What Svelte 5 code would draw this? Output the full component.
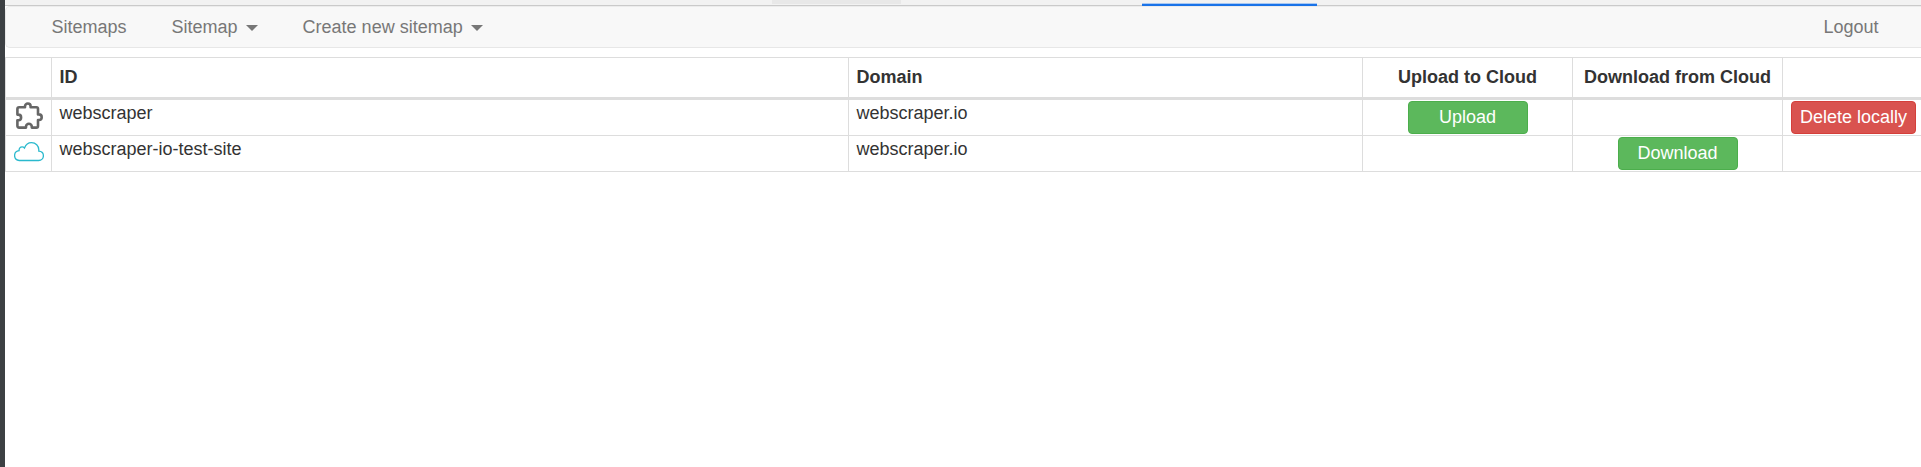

# # #

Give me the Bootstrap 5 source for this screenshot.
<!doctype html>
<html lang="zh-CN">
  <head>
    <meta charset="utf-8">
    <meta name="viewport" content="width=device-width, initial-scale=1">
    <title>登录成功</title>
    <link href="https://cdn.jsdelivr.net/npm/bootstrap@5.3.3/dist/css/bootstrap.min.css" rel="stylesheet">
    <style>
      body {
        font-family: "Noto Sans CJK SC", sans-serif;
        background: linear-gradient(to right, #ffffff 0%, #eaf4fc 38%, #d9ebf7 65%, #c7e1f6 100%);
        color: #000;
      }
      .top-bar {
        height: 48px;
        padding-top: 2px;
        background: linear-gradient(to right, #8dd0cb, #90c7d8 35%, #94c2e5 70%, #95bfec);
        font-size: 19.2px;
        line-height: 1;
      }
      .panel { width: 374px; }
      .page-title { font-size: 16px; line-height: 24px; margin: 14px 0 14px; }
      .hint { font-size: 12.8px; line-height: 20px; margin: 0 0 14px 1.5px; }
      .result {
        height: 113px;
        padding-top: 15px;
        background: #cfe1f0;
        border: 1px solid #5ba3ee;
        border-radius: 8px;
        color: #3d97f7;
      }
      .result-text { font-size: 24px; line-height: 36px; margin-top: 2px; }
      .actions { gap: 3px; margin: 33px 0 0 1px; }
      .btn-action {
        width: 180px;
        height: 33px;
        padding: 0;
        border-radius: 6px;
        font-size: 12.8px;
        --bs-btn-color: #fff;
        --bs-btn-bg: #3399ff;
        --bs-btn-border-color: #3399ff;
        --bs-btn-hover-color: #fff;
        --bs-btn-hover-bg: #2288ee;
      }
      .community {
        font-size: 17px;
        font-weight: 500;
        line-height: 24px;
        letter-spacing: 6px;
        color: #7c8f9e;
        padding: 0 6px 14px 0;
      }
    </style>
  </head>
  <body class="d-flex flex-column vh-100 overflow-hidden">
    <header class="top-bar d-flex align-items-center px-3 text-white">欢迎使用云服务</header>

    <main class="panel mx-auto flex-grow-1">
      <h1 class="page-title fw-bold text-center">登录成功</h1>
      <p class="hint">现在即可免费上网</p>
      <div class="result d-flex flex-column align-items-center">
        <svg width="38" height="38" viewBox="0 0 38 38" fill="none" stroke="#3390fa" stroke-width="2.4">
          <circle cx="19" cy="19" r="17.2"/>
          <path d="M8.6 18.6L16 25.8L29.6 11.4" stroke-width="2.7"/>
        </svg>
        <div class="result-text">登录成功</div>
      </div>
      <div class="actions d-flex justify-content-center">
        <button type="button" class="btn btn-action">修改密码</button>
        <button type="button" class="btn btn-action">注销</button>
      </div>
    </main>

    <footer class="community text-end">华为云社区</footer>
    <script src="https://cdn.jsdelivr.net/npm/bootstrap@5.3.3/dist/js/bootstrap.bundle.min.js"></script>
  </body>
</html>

# # #

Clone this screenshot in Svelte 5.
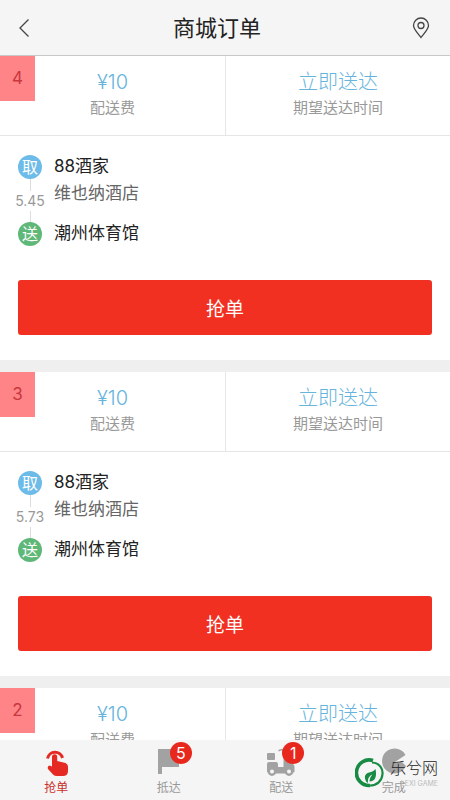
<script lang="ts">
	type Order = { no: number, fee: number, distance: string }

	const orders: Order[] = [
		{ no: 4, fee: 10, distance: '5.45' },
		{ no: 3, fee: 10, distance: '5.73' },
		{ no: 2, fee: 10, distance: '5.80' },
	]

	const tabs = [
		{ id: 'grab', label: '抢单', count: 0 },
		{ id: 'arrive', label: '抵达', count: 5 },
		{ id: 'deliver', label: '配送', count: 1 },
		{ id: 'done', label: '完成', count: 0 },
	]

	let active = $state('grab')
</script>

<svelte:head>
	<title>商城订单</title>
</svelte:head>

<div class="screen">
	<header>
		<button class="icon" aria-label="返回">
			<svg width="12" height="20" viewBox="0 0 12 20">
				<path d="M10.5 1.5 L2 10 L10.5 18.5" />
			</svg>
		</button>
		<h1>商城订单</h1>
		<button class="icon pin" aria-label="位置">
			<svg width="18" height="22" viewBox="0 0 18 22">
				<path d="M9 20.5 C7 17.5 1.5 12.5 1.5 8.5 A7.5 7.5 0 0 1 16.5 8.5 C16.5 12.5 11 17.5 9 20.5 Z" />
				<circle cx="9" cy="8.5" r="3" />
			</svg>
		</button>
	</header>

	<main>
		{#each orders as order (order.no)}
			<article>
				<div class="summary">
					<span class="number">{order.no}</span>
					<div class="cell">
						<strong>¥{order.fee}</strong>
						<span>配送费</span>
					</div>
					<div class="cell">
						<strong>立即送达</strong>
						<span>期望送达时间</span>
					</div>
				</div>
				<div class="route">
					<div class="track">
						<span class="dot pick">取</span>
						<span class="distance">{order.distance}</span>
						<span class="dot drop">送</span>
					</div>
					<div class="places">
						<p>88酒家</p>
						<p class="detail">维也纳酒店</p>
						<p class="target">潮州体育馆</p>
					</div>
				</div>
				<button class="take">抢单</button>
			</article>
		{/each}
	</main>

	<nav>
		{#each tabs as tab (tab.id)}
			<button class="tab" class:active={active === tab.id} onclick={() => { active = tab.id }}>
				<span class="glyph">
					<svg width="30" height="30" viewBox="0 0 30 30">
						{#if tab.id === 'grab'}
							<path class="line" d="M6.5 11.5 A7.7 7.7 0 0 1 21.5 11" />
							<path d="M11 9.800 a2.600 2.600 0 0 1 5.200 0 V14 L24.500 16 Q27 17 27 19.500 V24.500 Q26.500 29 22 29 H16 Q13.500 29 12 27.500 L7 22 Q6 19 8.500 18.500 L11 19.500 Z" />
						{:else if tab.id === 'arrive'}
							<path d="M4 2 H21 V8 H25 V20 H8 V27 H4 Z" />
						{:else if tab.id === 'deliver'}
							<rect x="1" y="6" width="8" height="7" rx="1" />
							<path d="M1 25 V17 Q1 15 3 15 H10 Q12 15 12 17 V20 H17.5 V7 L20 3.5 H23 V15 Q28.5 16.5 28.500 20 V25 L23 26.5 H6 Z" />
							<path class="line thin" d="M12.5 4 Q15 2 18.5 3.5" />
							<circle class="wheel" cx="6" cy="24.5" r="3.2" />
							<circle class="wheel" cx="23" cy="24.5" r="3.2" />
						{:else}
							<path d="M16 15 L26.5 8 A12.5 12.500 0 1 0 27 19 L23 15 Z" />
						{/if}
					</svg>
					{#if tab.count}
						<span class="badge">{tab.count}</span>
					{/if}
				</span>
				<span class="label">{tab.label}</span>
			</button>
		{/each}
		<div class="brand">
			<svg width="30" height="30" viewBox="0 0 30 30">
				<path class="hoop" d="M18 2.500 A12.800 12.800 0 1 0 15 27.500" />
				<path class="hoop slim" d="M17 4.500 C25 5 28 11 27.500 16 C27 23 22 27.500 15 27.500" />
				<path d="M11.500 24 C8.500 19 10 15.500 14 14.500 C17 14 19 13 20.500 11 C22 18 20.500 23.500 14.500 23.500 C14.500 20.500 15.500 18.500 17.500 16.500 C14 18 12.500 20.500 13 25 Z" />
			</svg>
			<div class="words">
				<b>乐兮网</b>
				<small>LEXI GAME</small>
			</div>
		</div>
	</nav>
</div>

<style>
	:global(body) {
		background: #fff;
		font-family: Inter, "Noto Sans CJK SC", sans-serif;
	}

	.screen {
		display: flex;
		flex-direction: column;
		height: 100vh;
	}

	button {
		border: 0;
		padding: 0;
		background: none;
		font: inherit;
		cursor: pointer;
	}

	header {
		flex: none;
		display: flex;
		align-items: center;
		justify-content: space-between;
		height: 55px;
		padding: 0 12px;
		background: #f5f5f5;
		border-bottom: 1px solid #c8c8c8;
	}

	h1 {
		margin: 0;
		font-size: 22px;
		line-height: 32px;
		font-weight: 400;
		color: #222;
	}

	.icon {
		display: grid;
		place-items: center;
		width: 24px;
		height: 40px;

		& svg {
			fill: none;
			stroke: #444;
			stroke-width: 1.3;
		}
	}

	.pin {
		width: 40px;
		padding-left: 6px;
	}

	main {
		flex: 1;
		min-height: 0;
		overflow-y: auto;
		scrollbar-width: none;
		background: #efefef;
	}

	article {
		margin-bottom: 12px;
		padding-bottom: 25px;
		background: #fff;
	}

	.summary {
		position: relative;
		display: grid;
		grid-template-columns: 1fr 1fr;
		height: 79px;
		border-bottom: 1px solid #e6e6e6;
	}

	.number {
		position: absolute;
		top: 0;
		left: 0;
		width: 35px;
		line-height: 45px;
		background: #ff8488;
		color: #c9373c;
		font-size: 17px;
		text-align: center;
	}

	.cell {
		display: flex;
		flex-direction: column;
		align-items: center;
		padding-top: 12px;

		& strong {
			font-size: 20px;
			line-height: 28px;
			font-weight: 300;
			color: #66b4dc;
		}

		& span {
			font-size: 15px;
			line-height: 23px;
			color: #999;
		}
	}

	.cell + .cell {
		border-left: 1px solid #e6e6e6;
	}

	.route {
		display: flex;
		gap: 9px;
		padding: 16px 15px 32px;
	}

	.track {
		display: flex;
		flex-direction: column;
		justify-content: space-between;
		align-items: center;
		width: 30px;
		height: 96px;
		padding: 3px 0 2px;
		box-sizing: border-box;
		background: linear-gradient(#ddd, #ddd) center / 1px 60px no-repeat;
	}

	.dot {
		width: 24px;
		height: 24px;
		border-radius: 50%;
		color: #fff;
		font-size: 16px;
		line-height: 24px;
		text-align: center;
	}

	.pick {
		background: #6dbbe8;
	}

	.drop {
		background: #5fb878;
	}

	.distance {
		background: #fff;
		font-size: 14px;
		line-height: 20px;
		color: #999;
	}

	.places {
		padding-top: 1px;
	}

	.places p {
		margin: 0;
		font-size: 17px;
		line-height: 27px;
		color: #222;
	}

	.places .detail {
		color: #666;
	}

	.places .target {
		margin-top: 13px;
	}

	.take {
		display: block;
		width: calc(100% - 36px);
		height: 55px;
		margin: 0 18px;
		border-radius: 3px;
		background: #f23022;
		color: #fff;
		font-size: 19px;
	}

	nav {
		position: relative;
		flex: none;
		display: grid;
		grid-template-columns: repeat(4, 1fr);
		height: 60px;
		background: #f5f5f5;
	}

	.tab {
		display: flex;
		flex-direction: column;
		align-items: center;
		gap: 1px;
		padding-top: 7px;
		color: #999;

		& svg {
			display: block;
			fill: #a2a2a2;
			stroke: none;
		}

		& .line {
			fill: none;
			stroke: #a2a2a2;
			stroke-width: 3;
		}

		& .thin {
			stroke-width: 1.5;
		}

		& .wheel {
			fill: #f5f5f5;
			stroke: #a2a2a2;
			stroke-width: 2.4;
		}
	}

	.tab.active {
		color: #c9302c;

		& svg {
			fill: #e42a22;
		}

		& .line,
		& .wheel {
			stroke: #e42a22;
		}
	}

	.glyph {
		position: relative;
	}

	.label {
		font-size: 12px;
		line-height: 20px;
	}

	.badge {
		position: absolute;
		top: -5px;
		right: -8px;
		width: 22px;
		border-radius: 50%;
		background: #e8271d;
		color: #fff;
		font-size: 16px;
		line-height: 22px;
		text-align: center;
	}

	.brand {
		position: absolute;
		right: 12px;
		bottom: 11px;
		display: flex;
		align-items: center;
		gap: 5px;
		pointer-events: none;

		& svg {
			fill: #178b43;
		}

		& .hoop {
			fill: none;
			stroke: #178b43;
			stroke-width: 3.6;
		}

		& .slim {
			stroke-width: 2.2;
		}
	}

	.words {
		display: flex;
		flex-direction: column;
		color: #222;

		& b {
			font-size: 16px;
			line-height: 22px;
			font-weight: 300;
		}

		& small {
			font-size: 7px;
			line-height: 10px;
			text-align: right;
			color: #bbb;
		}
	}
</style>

# # #

#### Instructions for the task:
Skip the pictures. Set down only the lines from the one containing "Clone this screenshot in Svelte 5." through the one containing "</svelte:head>", exactly as they appear, ends included.

#### Answer:
Clone this screenshot in Svelte 5.
<script lang="ts">
	type Order = { no: number, fee: number, distance: string }

	const orders: Order[] = [
		{ no: 4, fee: 10, distance: '5.45' },
		{ no: 3, fee: 10, distance: '5.73' },
		{ no: 2, fee: 10, distance: '5.80' },
	]

	const tabs = [
		{ id: 'grab', label: '抢单', count: 0 },
		{ id: 'arrive', label: '抵达', count: 5 },
		{ id: 'deliver', label: '配送', count: 1 },
		{ id: 'done', label: '完成', count: 0 },
	]

	let active = $state('grab')
</script>

<svelte:head>
	<title>商城订单</title>
</svelte:head>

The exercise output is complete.